We obtained a phase I small business grant (technically, an STTR) from the National Institute for Environmental Health Sciences (NIEHS) in September, 2004. That grant provided substantial funding for programming that allowed us to complete the writing of cTRAIN 2.0. Oregon Health & Science University granted NwETA an exclusive license to market cTRAIN in August, 2005, and declared NwETA an OHSU spinoff company.

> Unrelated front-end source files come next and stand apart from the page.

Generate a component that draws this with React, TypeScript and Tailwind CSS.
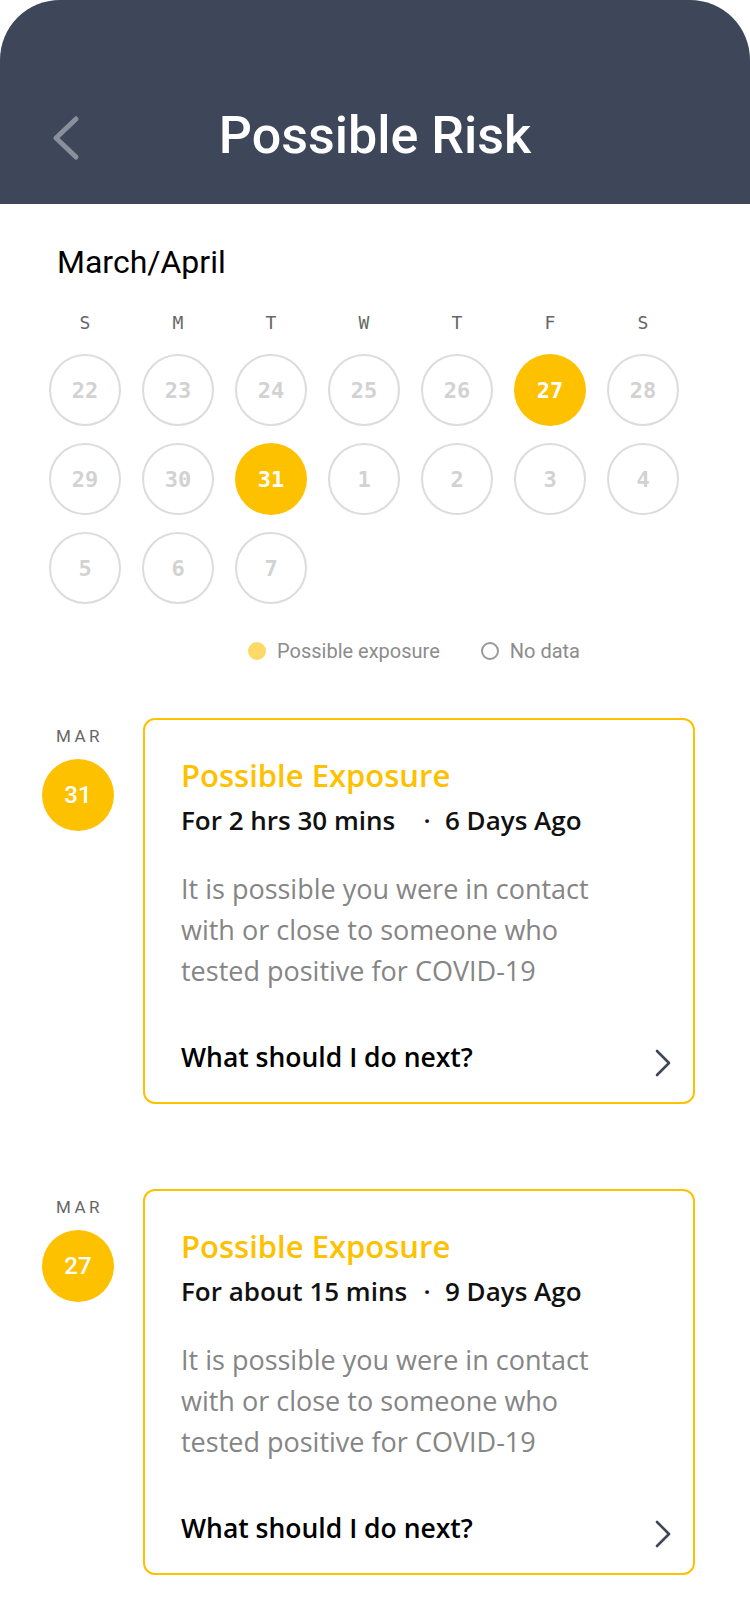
const weeks: number[][] = [
  [22, 23, 24, 25, 26, 27, 28],
  [29, 30, 31, 1, 2, 3, 4],
  [5, 6, 7],
];
const exposed = [27, 31];
const dayNames = ["S", "M", "T", "W", "T", "F", "S"];

const BackIcon = () => (
  <svg width="32" height="50" viewBox="0 0 32 50" fill="none" className="mt-[3px] ml-[50px]">
    <path d="M26 6 L6 25 L26 44" stroke="#8a909b" strokeWidth="5" strokeLinecap="round" strokeLinejoin="round" />
  </svg>
);

const ChevronRight = () => (
  <svg width="18" height="30" viewBox="0 0 18 30" fill="none">
    <path d="M3 3 L15 15 L3 27" stroke="#3d4759" strokeWidth="2.6" strokeLinecap="round" strokeLinejoin="round" />
  </svg>
);

type Exposure = { day: number; duration: string; ago: string };

const exposures: Exposure[] = [
  { day: 31, duration: "For 2 hrs 30 mins", ago: "6 Days Ago" },
  { day: 27, duration: "For about 15 mins", ago: "9 Days Ago" },
];

const ExposureRow = ({ item, first }: { item: Exposure; first: boolean }) => (
  <div className={`flex pl-[42px] ${first ? "mt-[55px]" : "mt-[85px]"}`}>
    <div className="w-[72px] flex flex-col items-center">
      <span className="mt-[8px] text-[17px] leading-[20px] tracking-[3.5px] pl-[3px] text-[#666]">MAR</span>
      <div className="mt-[13px] w-[72px] h-[72px] rounded-full bg-[#fdc100] flex items-center justify-center text-white text-[24px] font-medium">
        {item.day}
      </div>
    </div>
    <div className="ml-[29px] w-[552px] border-2 border-[#fdc100] rounded-[12px] pl-[36px] pr-[21px] pt-[37px] pb-[24px] font-['Open_Sans',sans-serif]">
      <div className="text-[31px] leading-[36px] font-semibold text-[#fdc100]">Possible Exposure</div>
      <div className="mt-[10px] flex items-center text-[26px] leading-[34px] font-semibold text-[#111]">
        <span className="w-[236px]">{item.duration}</span>
        <span className="w-[20px] text-center">·</span>
        <span className="ml-[8px]">{item.ago}</span>
      </div>
      <p className="mt-[31px] text-[27px] leading-[41px] text-[#858585] w-[450px]">
        It is possible you were in contact with or close to someone who tested positive for COVID-19
      </p>
      <div className="mt-[49px] flex justify-between items-start">
        <span className="text-[26.5px] leading-[34px] font-semibold text-black">What should I do next?</span>
        <div className="mt-[8px]">
          <ChevronRight />
        </div>
      </div>
    </div>
  </div>
);

export default function App() {
  return (
    <div className="w-[750px] h-[1624px] bg-white font-['Roboto',sans-serif] overflow-hidden">
      <div className="h-[204px] bg-[#3d4759] rounded-t-[60px] grid grid-cols-[1fr_auto_1fr] items-start pt-[110px]">
        <BackIcon />
        <h1 className="text-[52px] leading-none font-medium text-white">Possible Risk</h1>
        <div />
      </div>

      <div className="pl-[57px] mt-[42px] text-[32px] leading-none text-black">March/April</div>

      <div className="ml-[49px] mt-[35px] grid grid-cols-[repeat(7,72px)] gap-x-[21px] font-['DejaVu_Sans_Mono',monospace] text-[18px] leading-[20px] text-[#666]">
        {dayNames.map((d, i) => (
          <div key={i} className="text-center">{d}</div>
        ))}
      </div>

      <div className="ml-[49px] mt-[21px] grid grid-cols-[repeat(7,72px)] gap-x-[21px] gap-y-[17px] font-['DejaVu_Sans_Mono',monospace]">
        {weeks.flat().map((n, i) => {
          const hot = exposed.includes(n) && i < 10;
          return (
            <div
              key={i}
              className={`w-[72px] h-[72px] rounded-full flex items-center justify-center text-[22px] font-bold ${
                hot ? "bg-[#fdc100] text-white" : "border-2 border-[#dcdcdc] text-[#d2d2d2]"
              }`}
            >
              {n}
            </div>
          );
        })}
      </div>

      <div className="mt-[35px] pl-[248px] flex items-center h-[24px] text-[20px] text-[#8c8c8c]">
        <span className="w-[18px] h-[18px] rounded-full bg-[#fdd967]" />
        <span className="ml-[11px]">Possible exposure</span>
        <span className="ml-[41px] w-[18px] h-[18px] rounded-full border-2 border-[#999]" />
        <span className="ml-[11px]">No data</span>
      </div>

      {exposures.map((e, i) => (
        <ExposureRow key={e.day} item={e} first={i === 0} />
      ))}
    </div>
  );
}
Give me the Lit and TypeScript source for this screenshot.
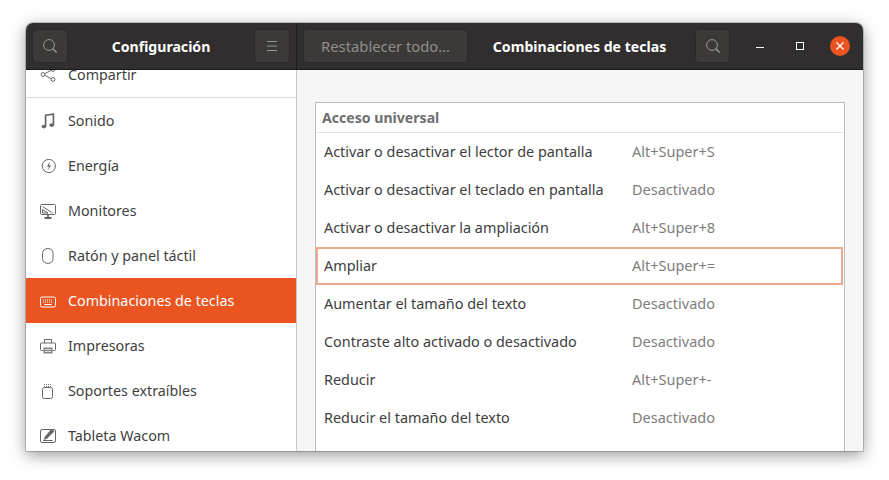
import { LitElement, html, css, svg } from "lit";
import { customElement } from "lit/decorators.js";

const search = html`<svg width="14" height="14" viewBox="0 0 14 14" fill="none" stroke="currentColor" stroke-width="1"><circle cx="6" cy="6" r="5.4"/><path d="M9.8 9.8 13.6 13.6" stroke-width="1.3"/></svg>`;

const icons: Record<string, unknown> = {
  share: svg`<circle cx="3" cy="7.5" r="1.9"/><circle cx="13" cy="2.5" r="1.9"/><circle cx="13" cy="12.5" r="1.9"/><path d="M4.7 6.6 11.3 3.3M4.7 8.4l6.6 3.3"/>`,
  music: svg`<path d="M5.6 13.5V2.2L13.4 1.2V12" stroke-width="1.7"/><ellipse cx="3.9" cy="13.6" rx="2.3" ry="1.8" fill="currentColor" stroke="none"/><ellipse cx="11.7" cy="12.1" rx="2.4" ry="1.8" fill="currentColor" stroke="none"/>`,
  power: svg`<circle cx="8.8" cy="8" r="6.6"/><path d="M9.6 3.8 7 8.6h1.8l-.6 3.6 2.7-5H9z" fill="currentColor" stroke="none"/>`,
  monitor: svg`<rect x="0.5" y="1.5" width="15" height="10" rx="1"/><path d="M2.5 3.5 12.5 10M2.5 6.5l5.5 3.5H2.5z"/><path d="M4.5 15h7M8 12v3" stroke-width="1.8"/>`,
  mouse: svg`<path d="M2.5 5.5C2.5 2.5 4.6 .6 8 .6s5 1.900 5 4.900v5c0 3-2 4.900-5 4.900s-5.500-1.900-5.500-4.900z"/>`,
  keyboard: svg`<rect x="0.5" y="4" width="15" height="10" rx="1.5"/><path d="M3 7h10M3 9h10" stroke-dasharray="1 1"/><path d="M4.5 11.5h7"/>`,
  printer: svg`<path d="M4.5 5V1.5h7V5"/><path d="M3.5 12.5H1.5a1 1 0 0 1-1-1V6a1 1 0 0 1 1-1h13a1 1 0 0 1 1 1v5.500a1 1 0 0 1-1 1h-2"/><rect x="3.500" y="9.500" width="9" height="6" fill="currentColor" stroke="none" opacity=".8"/><path d="M5 11.500h6M5 13.500h6" stroke="#fff" opacity=".7"/>`,
  usb: svg`<path d="M4 1.500h7M4 3.500h7" stroke-dasharray="1 1" opacity=".85"/><rect x="2.500" y="4.500" width="10" height="11" rx="2"/>`,
  wacom: svg`<rect x="0.500" y="1.500" width="15" height="13" rx="1.500"/><path d="M3.500 12 5 8.500 11.500 .800 14.400 3.300 7 10.700z" fill="currentColor" stroke="none"/><path d="M3 12.500h9.500" />`,
};

const items = [
  ["share", "Compartir"],
  ["music", "Sonido"],
  ["power", "Energía"],
  ["monitor", "Monitores"],
  ["mouse", "Ratón y panel táctil"],
  ["keyboard", "Combinaciones de teclas"],
  ["printer", "Impresoras"],
  ["usb", "Soportes extraíbles"],
  ["wacom", "Tableta Wacom"],
];

const rows = [
  ["Activar o desactivar el lector de pantalla", "Alt+Super+S"],
  ["Activar o desactivar el teclado en pantalla", "Desactivado"],
  ["Activar o desactivar la ampliación", "Alt+Super+8"],
  ["Ampliar", "Alt+Super+="],
  ["Aumentar el tamaño del texto", "Desactivado"],
  ["Contraste alto activado o desactivado", "Desactivado"],
  ["Reducir", "Alt+Super+-"],
  ["Reducir el tamaño del texto", "Desactivado"],
];

@customElement("app-root")
export class AppRoot extends LitElement {
  static styles = css`
    :host {
      display: block;
      width: 889px;
      height: 480px;
      overflow: hidden;
      background: #fff;
      font-family: "Noto Sans", sans-serif;
      font-size: 14px;
      color: #3d3d3d;
    }
    .desk {
      padding: 23px 26px 29px;
      height: 100%;
      box-sizing: border-box;
    }
    .win {
      height: 428px;
      border-radius: 7px 7px 0 0;
      overflow: hidden;
      display: flex;
      flex-direction: column;
      box-shadow: 0 0 0 1px rgba(0, 0, 0, 0.18), 0 4px 16px rgba(0, 0, 0, 0.42);
    }
    .bar {
      height: 47px;
      flex: none;
      box-sizing: border-box;
      background: #302e2e;
      border-bottom: 1px solid #191818;
      display: flex;
      color: #fff;
    }
    .bar-left {
      width: 271px;
      flex: none;
      box-sizing: border-box;
      border-right: 1px solid #1f1e1e;
      display: flex;
      align-items: center;
      padding: 0 6px;
    }
    .bar-right {
      flex: 1;
      display: flex;
      align-items: center;
      padding-left: 6px;
    }
    .btn {
      height: 34px;
      box-sizing: border-box;
      background: #3b3a38;
      border: 1px solid #2a2828;
      border-radius: 4px;
      display: flex;
      align-items: center;
      justify-content: center;
      color: #9a9997;
      flex: none;
    }
    .icon-btn { width: 36px; }
    .icon-btn.narrow { width: 35px; }
    .reset {
      width: 165px;
      font-size: 14.8px;
      color: #8f8e8c;
    }
    .title {
      font-weight: 700;
      font-size: 14.1px;
      color: #fff;
      white-space: nowrap;
      text-align: center;
    }
    .title-main { flex: 1; }
    .title-sub { width: 227px; flex: none; padding-right: 4px; box-sizing: border-box; }
    .wmin { width: 8px; height: 0; border-top: 1px solid #fff; margin: 3px 0 0 26px; flex: none; }
    .wmax { width: 6px; height: 6px; border: 1px solid #fff; margin-left: 32px; flex: none; }
    .wclose {
      width: 20px;
      height: 20px;
      border-radius: 50%;
      background: #e95420;
      display: flex;
      align-items: center;
      justify-content: center;
      margin-left: 26px;
      flex: none;
    }
    .body { flex: 1; display: flex; min-height: 0; }
    .side {
      width: 271px;
      flex: none;
      box-sizing: border-box;
      background: #fff;
      border-right: 1px solid #c9c9c9;
      overflow: hidden;
    }
    .side-list { margin-top: -18px; }
    .item {
      height: 45px;
      display: flex;
      align-items: center;
      padding-left: 14px;
      color: #3f3f3f;
      font-size: 14.3px;
      white-space: nowrap;
    }
    .item.first { border-bottom: 1px solid #dcdcdc; }
    .item.on { background: #e95420; color: #fff; }
    .item svg {
      width: 16px;
      height: 16px;
      margin-right: 12px;
      flex: none;
      color: #666;
      fill: none;
      stroke: currentColor;
      stroke-width: 1;
    }
    .item.on svg { color: #fff; }
    .content {
      flex: 1;
      background: #f6f6f6;
      padding: 32px 18px 0;
      overflow: hidden;
    }
    .frame {
      height: 100%;
      box-sizing: border-box;
      background: #fff;
      border: 1px solid #bdbdbd;
      border-bottom: none;
    }
    .head {
      height: 30px;
      box-sizing: border-box;
      border-bottom: 1px solid #e4e4e4;
      padding-left: 6px;
      display: flex;
      align-items: center;
      font-weight: 700;
      font-size: 14.1px;
      color: #6f6f6f;
    }
    .row {
      height: 38px;
      box-sizing: border-box;
      display: flex;
      align-items: center;
      padding: 0 0 2px 8px;
      white-space: nowrap;
      color: #3d3d3d;
      font-size: 14.4px;
    }
    .row .label { width: 308px; flex: none; }
    .row .key { color: #7d7d7d; font-size: 14.5px; }
    .row.sel { border: 2px solid #f2a88f; padding: 0 0 2px 6px; margin-right: 1px; }
  `;

  render() {
    return html`
      <div class="desk">
        <div class="win">
          <div class="bar">
            <div class="bar-left">
              <div class="btn icon-btn">${search}</div>
              <div class="title title-main">Configuración</div>
              <div class="btn icon-btn">
                <svg width="12" height="12" viewBox="0 0 12 12" stroke="currentColor" stroke-width="1"><path d="M1 1.500h10M1 6h10M1 10.500h10"/></svg>
              </div>
            </div>
            <div class="bar-right">
              <div class="btn reset">Restablecer todo…</div>
              <div class="title title-sub">Combinaciones de teclas</div>
              <div class="btn icon-btn narrow">${search}</div>
              <div class="wmin"></div>
              <div class="wmax"></div>
              <div class="wclose">
                <svg width="10" height="10" viewBox="0 0 10 10" stroke="#fff" stroke-width="1.400"><path d="M1.500 1.500l7 7M8.500 1.500l-7 7"/></svg>
              </div>
            </div>
          </div>
          <div class="body">
            <div class="side">
              <div class="side-list">
                ${items.map(
                  ([ic, label], i) => html`<div class="item ${i === 0 ? "first" : ""} ${i === 5 ? "on" : ""}">
                    <svg viewBox="0 0 16 16">${icons[ic]}</svg><span>${label}</span>
                  </div>`
                )}
              </div>
            </div>
            <div class="content">
              <div class="frame">
                <div class="head">Acceso universal</div>
                ${rows.map(
                  ([a, b], i) => html`<div class="row ${i === 3 ? "sel" : ""}">
                    <span class="label">${a}</span><span class="key">${b}</span>
                  </div>`
                )}
              </div>
            </div>
          </div>
        </div>
      </div>
    `;
  }
}
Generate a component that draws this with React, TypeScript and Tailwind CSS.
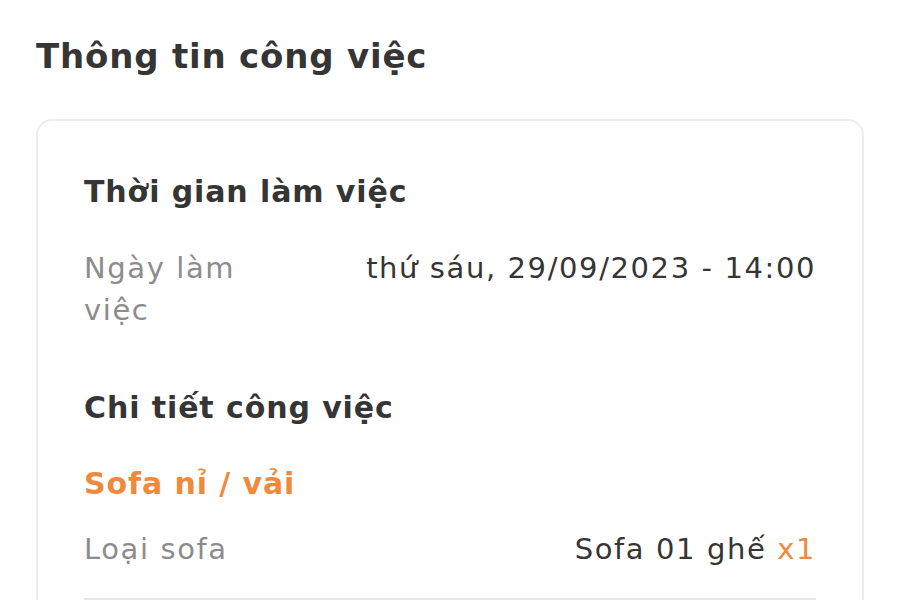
const font = { fontFamily: '"DejaVu Sans", "Noto Sans", sans-serif' }

const App = () => {
  return (
    <div
      className="min-h-[600px] w-[900px] overflow-hidden bg-white px-[36px] pt-[34px] text-[#353535]"
      style={font}
    >
      <h1 className="text-[34px] font-bold leading-[44px] tracking-[0.8px]">Thông tin công việc</h1>

      <div className="mt-[41px] rounded-[16px] border-2 border-[#ededed] px-[46px] pb-10 pt-[51px]">
        {/* Thời gian */}
        <h2 className="text-[30px] font-bold leading-[40px] tracking-[0.9px]">Thời gian làm việc</h2>
        <div className="mt-[35px] flex items-start text-[29px] leading-[42px] tracking-[1.6px]">
          <span className="w-[220px] shrink-0 text-[#8c8c8c]">Ngày làm việc</span>
          <span className="flex-1 text-right">thứ sáu, 29/09/2023 - 14:00</span>
        </div>

        {/* Chi tiết */}
        <h2 className="mt-[57px] text-[30px] font-bold leading-[40px] tracking-[0.9px]">Chi tiết công việc</h2>
        <div className="mt-[36px] text-[30px] font-bold leading-[40px] tracking-[0.9px] text-[#ef8a3c]">
          Sofa nỉ / vải
        </div>
        <div className="mt-[24px] flex items-start text-[29px] leading-[42px] tracking-[1.6px]">
          <span className="text-[#8c8c8c]">Loại sofa</span>
          <span className="flex-1 text-right">
            Sofa 01 ghế <span className="text-[#ef8a3c]">x1</span>
          </span>
        </div>
        <div className="mt-[28px] border-t-2 border-[#e6e6e6]" />
      </div>
    </div>
  )
}

export default App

Our programmers delivered a beta copy of cTRAIN 2.0 in January, 2006. The remainder of 2006 was devoted to pilot testing and revising cTRAIN 2.0. Our first large-group training exercise using cTRAIN 2.0 was a 4-day 1100+ screen program on Pesticide Applicator Skills and Safety, in November, 2006. A fully functional cTRAIN 2.1 was delivered in September, 2008, and is in use today in multiple projects and organizations. It is available for licensing to develop content or use the content we have developed (see Projects). The cTRAIN program, now in version 2.5.x, remains in active development as we add features and new licensing plans. cTRAINweb, delivered in 2012, provides training on major browsers on the internet.
cTRAIN Editing Program
Our next step was to develop an editing tool for cTRAIN that would allow NwETA to create training, named BuilderJr. We completed cTRAIN Builder, a commercial level editing program (leaving our Builder Jr. tool behind) that allows our company to scale through the purchase and use of cTRAIN 2.5 by other content developers and to meet our goal of providing a simple, intuitive training program that non-programmers can use to develop and teach their own content. Builder is available with a cTRAIN license.
In June 2007, NwETA signed a licensing agreement with OHSU for the exclusive rights to market BARS, the Behavioral Assessment and Research System, which the NwETA principals developed, beginning in 1990. BARS was developed to test groups exposed to neurotoxic chemicals, such as pesticides or solvents, by comparison to unexposed “control” groups. This agreement has allowed NwETA to re-write the BARS program to run on Windows computers through a generous donation of programming time by an investor who wished to remain anonymous. BARS 4.0 consists of 10 basic tests with the reporting software to be completed in 2012, at which time we will commission the creation of new tests. As of January 1, 2010, NwETA took over the ongoing cost of programming BARS. Licensing fees for BARS are applied to re-writing, expanding and testing BARS 4.0.